6. A "doohickey" is any unidentified gadget or trinket.

7. The "Community Chest" is a voluntary charitable federation, succeeding World War I "War Chest" organizations, based primarily in U.S. cities and spearheaded by civil leadership of financiers, industrialists, and merchants.

8. Joe Doakes was another synonym for John Doe. Both had British derivations. John Doe was used for legal purposes as the name of any anonymous plaintiff, versus defendant Richard Roe, in any court case.

9. A "jitterbug" was a fan of jitterbug, jazz, or swing music.

10. This long dialogue sequence between Willoughby and Ann Mitchell, about her father and his dream, which extends into the airport lunchroom sequence, is missing in video prints of Meet John Doe . It may have been edited out after initial engagements.

11. A "fifth column" in 1941, when Meet John Doe was released, was a term with sinister implications for the audience. This is as close as Riskin came to identifying D. B. Norton as a Hitlerite demagogue in league with corrupt labor leaders, politicians, and media magnates—all of whom are represented at Norton's mansion meeting before the mass rally of John Does. "What the American people need is an iron hand!" exclaims Norton on that occasion.

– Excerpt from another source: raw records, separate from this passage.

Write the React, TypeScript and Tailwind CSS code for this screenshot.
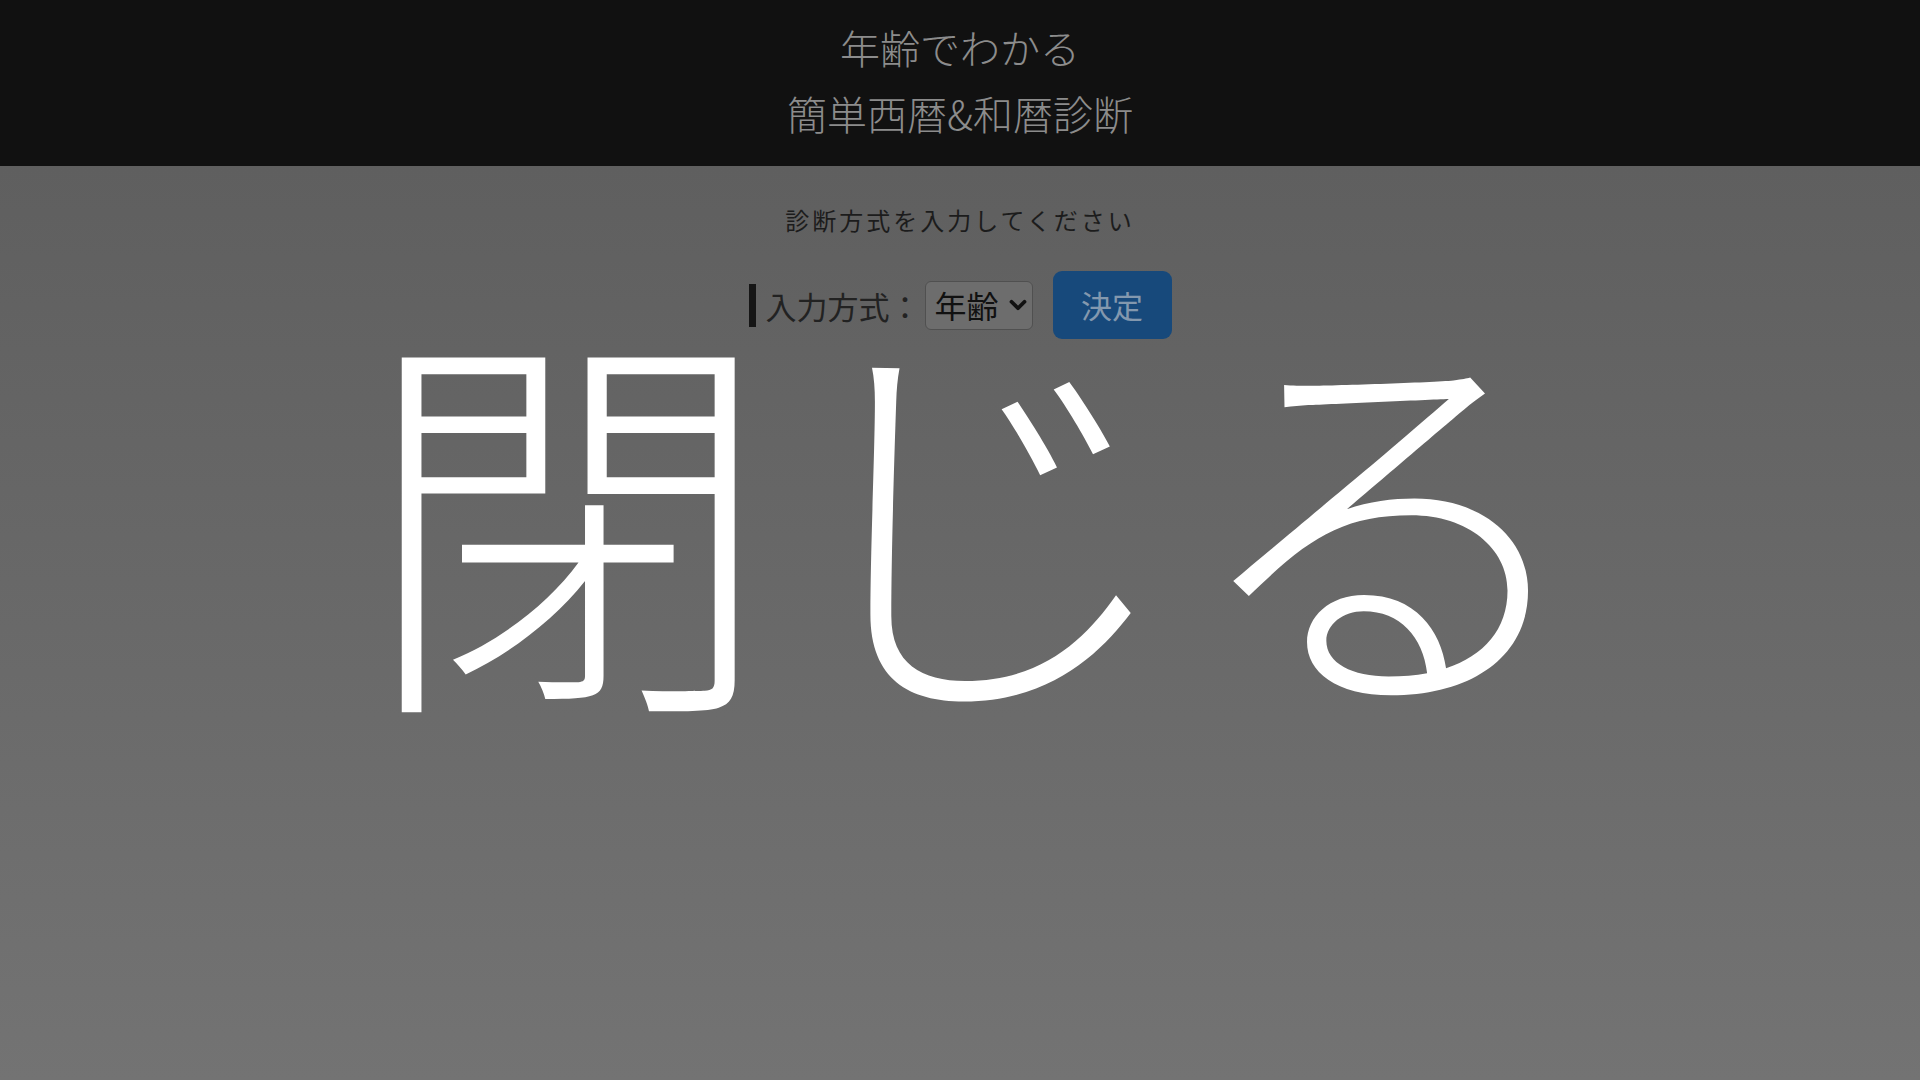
import { ChevronDown } from "lucide-react";

const FONT = "font-['Noto_Sans_CJK_JP','Noto_Sans',sans-serif]";

export default function App() {
  return (
    <div className={`relative flex min-h-screen flex-col bg-[#111111] ${FONT}`}>
      <header className="bg-[#111111] pb-[20px] pt-[14px] text-center text-[40px] leading-[66px] text-[#8c8c8c]">
        <h1 className="font-light">
          年齢でわかる
          <br />
          簡単西暦&amp;和暦診断
        </h1>
      </header>

      <main className="flex min-h-[914px] flex-1 flex-col items-center bg-gradient-to-b from-[#5f5f5f] to-[#737373] pt-[36px]">
        <p className="text-[24px] leading-[36px] tracking-[3px] text-[#1c1c1c]">
          診断方式を入力してください
        </p>

        <form className="mt-[33px] flex items-center" onSubmit={(e) => e.preventDefault()}>
          <label
            htmlFor="mode"
            className="border-l-[7px] border-[#161616] pl-[10px] text-[31px] leading-[43px] text-[#222222]"
          >
            入力方式：
          </label>
          <div className="relative ml-[4px]">
            <select
              id="mode"
              defaultValue="age"
              className="h-[49px] w-[108px] appearance-none rounded-[6px] border border-[#505050] bg-[#6d6d6d] pl-[9px] text-[32px] leading-none text-[#111111] outline-none"
            >
              <option value="age">年齢</option>
              <option value="seireki">西暦</option>
              <option value="wareki">和暦</option>
            </select>
            <ChevronDown
              size={26}
              strokeWidth={3.5}
              className="pointer-events-none absolute right-[2px] top-[11px] text-[#111111]"
            />
          </div>
          <button
            type="submit"
            className="ml-[20px] h-[68px] w-[119px] rounded-[9px] bg-[#17497b] text-[31px] text-[#8398ae]"
          >
            決定
          </button>
        </form>
      </main>

      <div className="pointer-events-none absolute inset-x-0 top-[297px] pl-[34px] text-center">
        <span className="text-[410px] font-light leading-none text-white">閉じる</span>
      </div>
    </div>
  );
}
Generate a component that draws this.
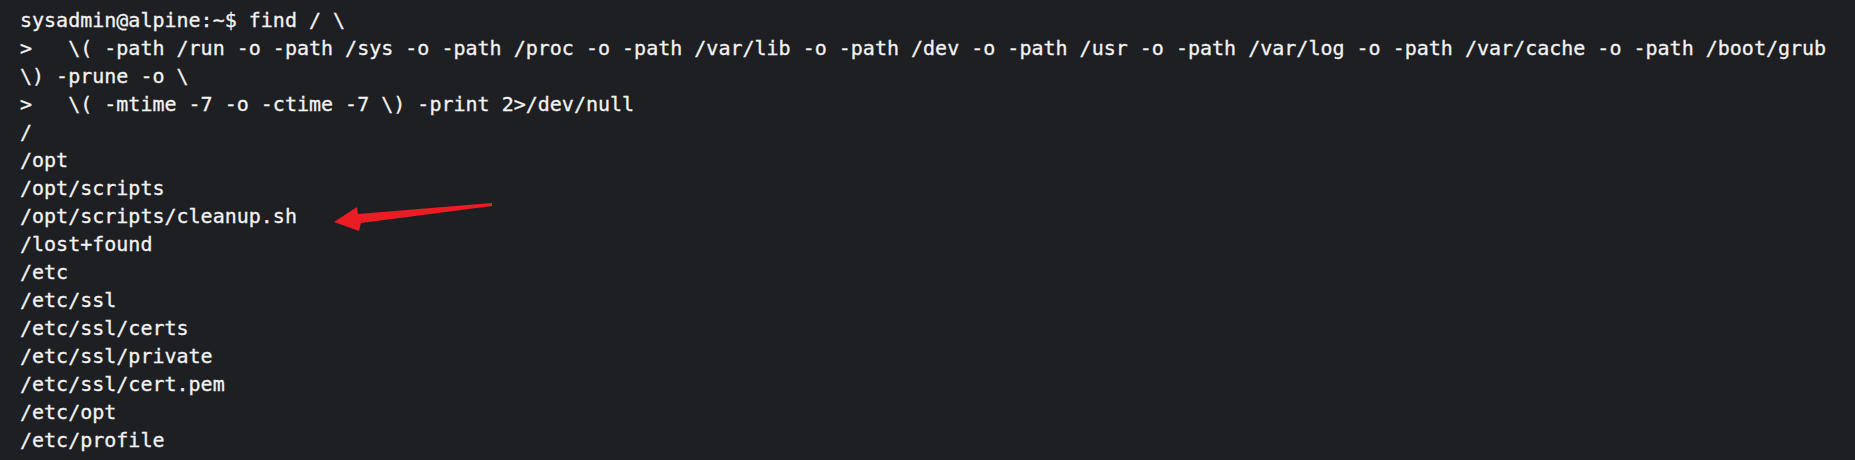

The origins of the phrase were politically charged. "The term was first used in the Spanish Civil War, 1939, when a general of Franco's announced that he had four columns marching on Madrid and a fifth column (spies, propagandists, saboteurs) already within its walls" (from Joseph T. Shipley, The Dictionary of Word Origins , Littlefield, Adams and Co., 1967).

12. "Potter's Field" is "a name given (after Matt. xxvii.7) to a piece of ground used as a burial place for the poor and for strangers" (from Oxford English Dictionary , Clarendon Press, 1989).